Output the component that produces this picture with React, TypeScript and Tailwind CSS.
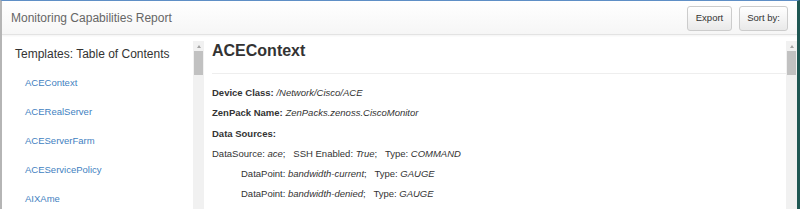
import React from "react";

const templates = ["ACEContext", "ACERealServer", "ACEServerFarm", "ACEServicePolicy", "AIXAme"];

function Scrollbar() {
    return (
        <div className="w-[11px] shrink-0 mt-[6px] bg-[#f1f1f1] flex flex-col items-center">
            <div className="h-[10px] flex items-center justify-center">
                <div className="w-0 h-0 border-l-[2.5px] border-r-[2.5px] border-b-[3px] border-l-transparent border-r-transparent border-b-[#a3a3a3]" />
            </div>
            <div className="w-[9px] h-[24px] bg-[#c1c1c1]" />
        </div>
    );
}

export default function App() {
    return (
        <div
            className="w-[800px] h-[209px] overflow-hidden flex flex-col bg-white text-[#333] border-t border-t-[#5f8fc6] border-l-2 border-l-[#b5b5b5] border-r-[3px] border-r-[#1f5753]"
            style={{ fontFamily: '"Liberation Sans", Arial, sans-serif' }}
        >
            {/* header bar */}
            <div className="h-[34px] shrink-0 flex items-center justify-between pl-[9px] pr-[9px] bg-gradient-to-b from-white to-[#f6f6f6] border-b border-[#e3e3e3] shadow-[0_1px_2px_rgba(0,0,0,0.05)]">
                <span className="text-[12px] text-[#666]">Monitoring Capabilities Report</span>
                <div className="flex gap-[7px] pt-[2px]">
                    <button className="h-[25px] w-[45px] text-[9.5px] text-[#333] bg-gradient-to-b from-white to-[#e9e9e9] border border-[#ccc] rounded-[3px]">Export</button>
                    <button className="h-[25px] w-[49px] text-[9.5px] text-[#333] bg-gradient-to-b from-white to-[#e9e9e9] border border-[#ccc] rounded-[3px]">Sort by:</button>
                </div>
            </div>

            <div className="flex flex-1 min-h-0">
                {/* table of contents */}
                <div className="w-[191px] shrink-0 pl-[13px] pt-[11px]">
                    <h3 className="text-[12px] leading-[16px] text-[#333]">Templates: Table of Contents</h3>
                    <ul className="pl-[10px] pt-[15px] flex flex-col gap-[17px]">
                        {templates.map((t) => (
                            <li key={t} className="text-[9.5px] leading-[12px]">
                                <a className="text-[#3f7fc1]">{t}</a>
                            </li>
                        ))}
                    </ul>
                </div>

                <div className="flex flex-1 min-w-0">
                    <Scrollbar />
                    {/* template detail */}
                    <div className="flex-1 min-w-0 pl-[8px] pt-[6px]">
                        <h2 className="text-[16px] leading-[20px] font-bold text-[#333]">ACEContext</h2>
                        <hr className="mt-[12px] border-t border-[#eee]" />
                        <div className="text-[9.5px] leading-[12px] pt-[13px] flex flex-col gap-[8.3px]">
                            <p>
                                <b>Device Class:</b> <i>/Network/Cisco/ACE</i>
                            </p>
                            <p>
                                <b>ZenPack Name:</b> <i>ZenPacks.zenoss.CiscoMonitor</i>
                            </p>
                            <p>
                                <b>Data Sources:</b>
                            </p>
                            <p className="whitespace-pre">
                                DataSource: <i>ace</i>;{"   "}SSH Enabled: <i>True</i>;{"   "}Type: <i>COMMAND</i>
                            </p>
                            <p className="whitespace-pre pl-[29px]">
                                DataPoint: <i>bandwidth-current</i>;{"   "}Type: <i>GAUGE</i>
                            </p>
                            <p className="whitespace-pre pl-[29px]">
                                DataPoint: <i>bandwidth-denied</i>;{"   "}Type: <i>GAUGE</i>
                            </p>
                        </div>
                    </div>
                    <Scrollbar />
                </div>
            </div>
        </div>
    );
}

━━━━━━

_What is asked_:
Keep every word of the data as it is when you write it out, but drop the pictures.

_Result for this exercise_:
Output the component that produces this picture with React, TypeScript and Tailwind CSS.
import React from "react";

const templates = ["ACEContext", "ACERealServer", "ACEServerFarm", "ACEServicePolicy", "AIXAme"];

function Scrollbar() {
    return (
        <div className="w-[11px] shrink-0 mt-[6px] bg-[#f1f1f1] flex flex-col items-center">
            <div className="h-[10px] flex items-center justify-center">
                <div className="w-0 h-0 border-l-[2.5px] border-r-[2.5px] border-b-[3px] border-l-transparent border-r-transparent border-b-[#a3a3a3]" />
            </div>
            <div className="w-[9px] h-[24px] bg-[#c1c1c1]" />
        </div>
    );
}

export default function App() {
    return (
        <div
            className="w-[800px] h-[209px] overflow-hidden flex flex-col bg-white text-[#333] border-t border-t-[#5f8fc6] border-l-2 border-l-[#b5b5b5] border-r-[3px] border-r-[#1f5753]"
            style={{ fontFamily: '"Liberation Sans", Arial, sans-serif' }}
        >
            {/* header bar */}
            <div className="h-[34px] shrink-0 flex items-center justify-between pl-[9px] pr-[9px] bg-gradient-to-b from-white to-[#f6f6f6] border-b border-[#e3e3e3] shadow-[0_1px_2px_rgba(0,0,0,0.05)]">
                <span className="text-[12px] text-[#666]">Monitoring Capabilities Report</span>
                <div className="flex gap-[7px] pt-[2px]">
                    <button className="h-[25px] w-[45px] text-[9.5px] text-[#333] bg-gradient-to-b from-white to-[#e9e9e9] border border-[#ccc] rounded-[3px]">Export</button>
                    <button className="h-[25px] w-[49px] text-[9.5px] text-[#333] bg-gradient-to-b from-white to-[#e9e9e9] border border-[#ccc] rounded-[3px]">Sort by:</button>
                </div>
            </div>

            <div className="flex flex-1 min-h-0">
                {/* table of contents */}
                <div className="w-[191px] shrink-0 pl-[13px] pt-[11px]">
                    <h3 className="text-[12px] leading-[16px] text-[#333]">Templates: Table of Contents</h3>
                    <ul className="pl-[10px] pt-[15px] flex flex-col gap-[17px]">
                        {templates.map((t) => (
                            <li key={t} className="text-[9.5px] leading-[12px]">
                                <a className="text-[#3f7fc1]">{t}</a>
                            </li>
                        ))}
                    </ul>
                </div>

                <div className="flex flex-1 min-w-0">
                    <Scrollbar />
                    {/* template detail */}
                    <div className="flex-1 min-w-0 pl-[8px] pt-[6px]">
                        <h2 className="text-[16px] leading-[20px] font-bold text-[#333]">ACEContext</h2>
                        <hr className="mt-[12px] border-t border-[#eee]" />
                        <div className="text-[9.5px] leading-[12px] pt-[13px] flex flex-col gap-[8.3px]">
                            <p>
                                <b>Device Class:</b> <i>/Network/Cisco/ACE</i>
                            </p>
                            <p>
                                <b>ZenPack Name:</b> <i>ZenPacks.zenoss.CiscoMonitor</i>
                            </p>
                            <p>
                                <b>Data Sources:</b>
                            </p>
                            <p className="whitespace-pre">
                                DataSource: <i>ace</i>;{"   "}SSH Enabled: <i>True</i>;{"   "}Type: <i>COMMAND</i>
                            </p>
                            <p className="whitespace-pre pl-[29px]">
                                DataPoint: <i>bandwidth-current</i>;{"   "}Type: <i>GAUGE</i>
                            </p>
                            <p className="whitespace-pre pl-[29px]">
                                DataPoint: <i>bandwidth-denied</i>;{"   "}Type: <i>GAUGE</i>
                            </p>
                        </div>
                    </div>
                    <Scrollbar />
                </div>
            </div>
        </div>
    );
}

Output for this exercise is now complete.